Luis Thielemann explica que la política económica que Lenin despliega (la «Nueva Política Económica»), al final reconoce cierto tipo de capitalismo luego del ‘socialismo de guerra’, «que fue un desastre», califica. Y comienza una intolerancia a la disidencia política, el culto a la personalidad y la industrialización forzosa. Será el período de mayor avance del comunismo, pero sin posibilidad de avanzar un centímetro más en Europa. EEUU y la OTAN se jugaban la vida en que los PC no pudieran avanzar y romper el equilibrio de fuerzas en Europa”. En tal sentido, Hobsbawm destaca que lo que sucede en las décadas siguientes a la Revolución Rusa, puede entenderse como fuerzas seculares del viejo orden intentando sobrevivir a la égida revolucionaria y asfixiarla.

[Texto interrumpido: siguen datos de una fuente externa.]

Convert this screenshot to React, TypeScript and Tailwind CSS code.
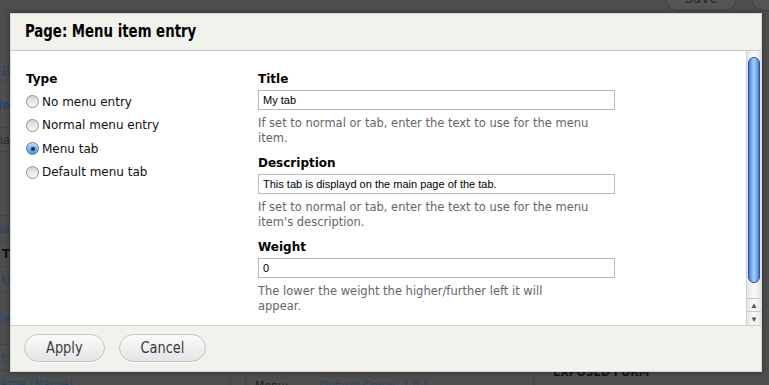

Y se abre la paradoja: se oficializa la izquierda mundial y se identifica con el bolchevismo. Hobsbawm resume que “ser un revolucionario social significaba cada vez más ser seguidor de Lenin y de la revolución de octubre y miembro o seguidor de alguno de los partidos comunistas aliados con Moscú”. Pero, tras la muerte de Lenin y el ascenso de Stalin, a quien toca enfrentar a la Alemania Nazi de Hitler, “esos partidos (PC) adoptaron políticas de unidad antifascista, lo que les permitió superar el aislamiento sectario y conseguir apoyo masivo entre los trabajadores e intelectuales”.
A la derrota de Hitler, una serie de países bajo su mandato forzoso caerán en manos soviéticas y se declararán comunistas. De este modo, se grafica el viraje soviético y su renuncia al proyecto mundial. “La segunda oleada de la revolución social mundial surgió de la Segunda Guerra Mundial, al igual que la primera había surgido de la Primera Guerra Mundial” señala Hobsbawm. Sin embargo, resultó de modo inverso: mientras los comunistas luchaban contra la guerra y por la paz, por sacar al proletariado sin nación de la guerra de las burguesías nacionales para la Primera Guerra Mundial; fue la participación de la misma la que ofreció una segunda oportunidad de experiencias revolucionarias, destacando la zona del sudeste asiático.
Se abrió así “una creciente divergencia de intereses entre la URSS, como un estado que necesitaba coexistir con otros estados (reconocido desde 1921), y el movimiento comunista, cuya finalidad era la subversión y el derrocamiento de todos los demás gobiernos”, concluye Hobsbawm.